TIMES, TIME, AND HALF A TIME. A HISTORY OF THE NEW MILLENNIUM.

Comments on a cultural reality between past and future.

This blog describes Metatime in the Posthuman experience, drawn from Sir Isaac Newton's secret work on the future end of times, a tract in which he described Histories of Things to Come. His hidden papers on the occult were auctioned to two private buyers in 1936 at Sotheby's, but were not available for public research until the 1990s.



Tuesday, September 17, 2013

Class, Work and Time


Image Source: Work Mommy Work.

Danish researchers have determined that social class (and associated jobs) determine how parents perceive time. Parents' perceptions of time tend to influence what subjects their children study. The parents' class distinction is shaped by the work-pay differences between the professional salary and the hourly wage. The Parent Herald reports:
The study "The Educational Strategies of Danish University Students from Professional and Working-Class Backgrounds" is based on 60 interviews with Danish students from six different university level study programmes: Medicine, architecture, sociology, economy, pharmacy and business studies.
Young people of parents with university degrees choose a 24-hour culture
... "For young people whose parents are university educated, factors such as prestige and a strong sense of professional identity are important. They are attracted by an educational culture in which you are a student 24/7, and where leisure activities are tied to the identity that lies within your studies. These young people have also grown up with topical discussions around the dinner table which also prepares them for their lives as students," says [co-author] Jens Peter Thomsen.
Young people from working class backgrounds choose '9 to 5' studies
When young people from working class homes with good grades in their A-level exams choose other paths than the prestigious studies, it is, among other things, due to the fact that they want a clearly defined aim of their studies.

"The young people who are first-generation university students often choose studies that are more '9 to 5' and less tied up to a sense of identity.

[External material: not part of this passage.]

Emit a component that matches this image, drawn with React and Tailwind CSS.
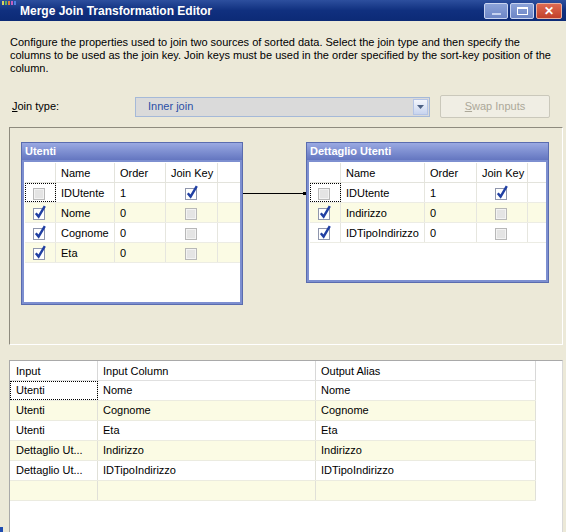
import React from 'react';

const font = { fontFamily: '"Liberation Sans", Arial, sans-serif' };

const Check = ({ checked }) =>
  checked ? (
    <svg width="16" height="16" viewBox="0 0 16 16">
      <rect x="1.5" y="3.5" width="11" height="11" fill="#fff" stroke="#8f96ad" />
      <path d="M3.8 8.2 L6.6 11.6 L12.8 1.2" fill="none" stroke="#2140a3" strokeWidth="2.4" />
    </svg>
  ) : (
    <svg width="16" height="16" viewBox="0 0 16 16">
      <rect x="1.5" y="3.5" width="11" height="11" fill="#f3f3f3" stroke="#b8b8b8" />
      <rect x="3" y="5" width="8" height="8" fill="#e4e4e4" />
    </svg>
  );

function TableBox({ title, cols, rows, className }) {
  return (
    <div className={`absolute border border-[#5a6caf] bg-[#7d8fd0] p-[2px] flex flex-col ${className}`}>
      <div className="h-[17px] -mx-[2px] -mt-[2px] px-[3px] bg-gradient-to-b from-[#9aa9e2] to-[#6476c0] text-white font-bold text-[11px] leading-[17px]">
        {title}
      </div>
      <div className="flex-1 bg-white mt-[2px] pt-[1px] pl-[1px]">
        <div className="flex h-[20px] border-b border-[#e3e3dc]">
          {cols.map((c, i) => (
            <div key={i} style={{ width: c.w }} className="border-r border-[#e3e3dc] pl-[5px] text-[11px] leading-[20px] text-black">
              {c.label}
            </div>
          ))}
        </div>
        {rows.map((r, ri) => (
          <div key={ri} className={`flex h-[20px] border-b border-[#ececE4] ${ri % 2 ? 'bg-[#fbfbe4]' : 'bg-white'}`}>
            <div style={{ width: cols[0].w }} className={`flex items-center justify-center border-r border-[#e6e6df] ${ri === 0 ? 'outline outline-1 outline-dotted outline-black -outline-offset-1' : ''}`}>
              <Check checked={r.on} />
            </div>
            <div style={{ width: cols[1].w }} className="border-r border-[#e6e6df] pl-[5px] text-[11px] leading-[20px]">{r.name}</div>
            <div style={{ width: cols[2].w }} className="border-r border-[#e6e6df] pl-[5px] text-[11px] leading-[20px]">{r.order}</div>
            <div style={{ width: cols[3].w }} className="border-r border-[#e6e6df] flex items-center justify-center">
              <Check checked={r.key} />
            </div>
          </div>
        ))}
      </div>
    </div>
  );
}

const outRows = [
  ['Utenti', 'Nome', 'Nome'],
  ['Utenti', 'Cognome', 'Cognome'],
  ['Utenti', 'Eta', 'Eta'],
  ['Dettaglio Ut...', 'Indirizzo', 'Indirizzo'],
  ['Dettaglio Ut...', 'IDTipoIndirizzo', 'IDTipoIndirizzo'],
  ['', '', ''],
];

export default function App() {
  return (
    <div style={font} className="w-[566px] h-[532px] bg-[#ece9d8] overflow-hidden relative flex flex-col text-black">
      {/* Title bar */}
      <div className="h-[21px] flex items-center bg-gradient-to-b from-[#2d4f9e] via-[#10307f] to-[#0c2a76] pl-[2px] pr-[4px]">
        <div className="w-[16px] h-[14px] self-start mt-[1px] flex gap-[1px]">
          <div className="w-[2px] h-[4px] bg-[#d8d060]" />
          <div className="w-[2px] h-[4px] bg-[#60b060]" />
          <div className="w-[2px] h-[4px] bg-[#e08040]" />
          <div className="w-[2px] h-[4px] bg-[#c060c0]" />
          <div className="w-[2px] h-[4px] bg-[#5080e0]" />
        </div>
        <div className="ml-[2px] text-white font-bold text-[12px]">Merge Join Transformation Editor</div>
        <div className="ml-auto flex gap-[2px]">
          <div className="w-[24px] h-[16px] rounded-[2px] border border-[#c9d4f0] bg-gradient-to-b from-[#8ba2d8] to-[#6d86c6] flex items-end justify-center pb-[3px]">
            <div className="w-[9px] h-[2px] bg-[#c6d2f0]" />
          </div>
          <div className="w-[24px] h-[16px] rounded-[2px] border border-[#c9d4f0] bg-gradient-to-b from-[#8ba2d8] to-[#6d86c6] flex items-center justify-center">
            <div className="w-[11px] h-[8px] border border-white border-t-2" />
          </div>
          <div className="w-[26px] h-[16px] rounded-[2px] border border-[#e8b0a0] bg-gradient-to-b from-[#de6a52] to-[#c2402a] flex items-center justify-center text-white font-bold text-[12px] leading-none">
            ✕
          </div>
        </div>
      </div>

      {/* Description */}
      <div className="mt-[15px] px-[10px] text-[11px] leading-[13px]">
        Configure the properties used to join two sources of sorted data. Select the join type and then specify the
        <br />
        columns to be used as the join key. Join keys must be used in the order specified by the sort-key position of the
        <br />
        column.
      </div>

      {/* Join type row */}
      <div className="mt-[20px] flex items-center h-[23px]">
        <div className="w-[135px] pl-[12px] text-[11px]">
          <span className="underline">J</span>oin type:
        </div>
        <div className="w-[295px] h-[20px] border border-[#a5b9d8] bg-[#dadada] flex items-center">
          <span className="pl-[12px] text-[11px] text-[#2b4fa6] flex-1">Inner join</span>
          <div className="w-[15px] h-[16px] mr-[1px] border border-[#b4c4e6] bg-gradient-to-b from-[#f4f6fc] to-[#c8d4ee] flex items-center justify-center">
            <svg width="7" height="4" viewBox="0 0 7 4"><path d="M0 0 H7 L3.5 4 Z" fill="#4d6185" /></svg>
          </div>
        </div>
        <div className="ml-[10px] w-[110px] h-[23px] border border-[#cac8bb] rounded-[2px] bg-[#f0eee4] flex items-center justify-center text-[11px] text-[#aca899]">
          <span className="underline">S</span>wap Inputs
        </div>
      </div>

      {/* Designer panel */}
      <div className="mt-[9px] ml-[9px] w-[554px] h-[218px] relative border-t border-l border-[#8e8b7e] border-r border-b border-r-[#ffffff] border-b-[#ffffff]">
        <TableBox
          title="Utenti"
          className="left-[11px] top-[14px] w-[222px] h-[163px]"
          cols={[{ w: 31 }, { w: 59, label: 'Name' }, { w: 51, label: 'Order' }, { w: 52, label: 'Join Key' }]}
          rows={[
            { on: false, name: 'IDUtente', order: '1', key: true },
            { on: true, name: 'Nome', order: '0', key: false },
            { on: true, name: 'Cognome', order: '0', key: false },
            { on: true, name: 'Eta', order: '0', key: false },
          ]}
        />
        <div className="absolute left-[233px] top-[65px] w-[62px] h-px bg-black" />
        <div className="absolute left-[293px] top-[64px] w-[3px] h-[3px] bg-black" />
        <TableBox
          title="Dettaglio Utenti"
          className="left-[296px] top-[14px] w-[243px] h-[141px]"
          cols={[{ w: 31 }, { w: 84, label: 'Name' }, { w: 52, label: 'Order' }, { w: 51, label: 'Join Key' }]}
          rows={[
            { on: false, name: 'IDUtente', order: '1', key: true },
            { on: true, name: 'Indirizzo', order: '0', key: false },
            { on: true, name: 'IDTipoIndirizzo', order: '0', key: false },
          ]}
        />
      </div>

      {/* Output grid */}
      <div className="mt-[15px] ml-[9px] w-[554px] flex-1 bg-white border-t border-l border-[#a9a9a9] border-r border-r-[#d8d8d8]">
        <div className="w-[526px]">
          <div className="flex h-[20px] border-b border-[#e0e0e0] text-[11px] leading-[20px]">
            <div className="w-[88px] pl-[6px] border-r border-[#d8d8d8]">Input</div>
            <div className="w-[218px] pl-[5px] border-r border-[#d8d8d8]">Input Column</div>
            <div className="w-[220px] pl-[5px] border-r border-[#d8d8d8]">Output Alias</div>
          </div>
          {outRows.map((r, i) => (
            <div key={i} className={`flex h-[20px] border-b border-[#ebebe0] text-[11px] leading-[19px] ${i % 2 ? 'bg-[#fbfbe4]' : 'bg-white'}`}>
              <div className={`w-[88px] pl-[6px] border-r border-[#e0e0d8] ${i === 0 ? 'outline outline-1 outline-dotted outline-black -outline-offset-1' : ''}`}>{r[0]}</div>
              <div className="w-[218px] pl-[5px] border-r border-[#e0e0d8]">{r[1]}</div>
              <div className="w-[220px] pl-[5px] border-r border-[#e0e0d8]">{r[2]}</div>
            </div>
          ))}
        </div>
      </div>
      <div className="absolute left-0 bottom-0 w-[3px] h-[5px] bg-[#1f4cb0]" />
    </div>
  );
}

They have lower academic expectations of themselves, and they choose studies with a clearly defined goal for their professional lives," in sectors where jobs are easily found.

They do not choose to study, e.g. sociology because it can be difficult to know what it might lead to jobwise, says the education sociologist. ... [Jens Peter Thomsen also] mentions that medical students from families of doctors may have a different view of the patient than a young person with a working class background, who also chooses to study medicine.
Who knows how generally true these findings are, given the study's limited numbers? At any rate, the researchers suggest that middle class students associate a broader understanding of time and work with their identity; and their job choices are secondary to that identity. That is, their work may be their life first, and their livelihood second.

On the other hand, students from working class families tend to take a pragmatic view, with a more constricted association between work and time; nor do they associate their personal identity with that more limited view. In other words, they may seek to shape personal identity outside their pragmatic job choices.

The researchers also found that the class-determined perception of time often persists across a generation, regardless of whether the graduates demonstrate upward or downward mobility. Finally, the study indicates that these class distinctions hold true, whether the university education in question is public and subsidized (and access to all fields of education is more equal) - or private and very expensive (and access to all fields of education is unequal).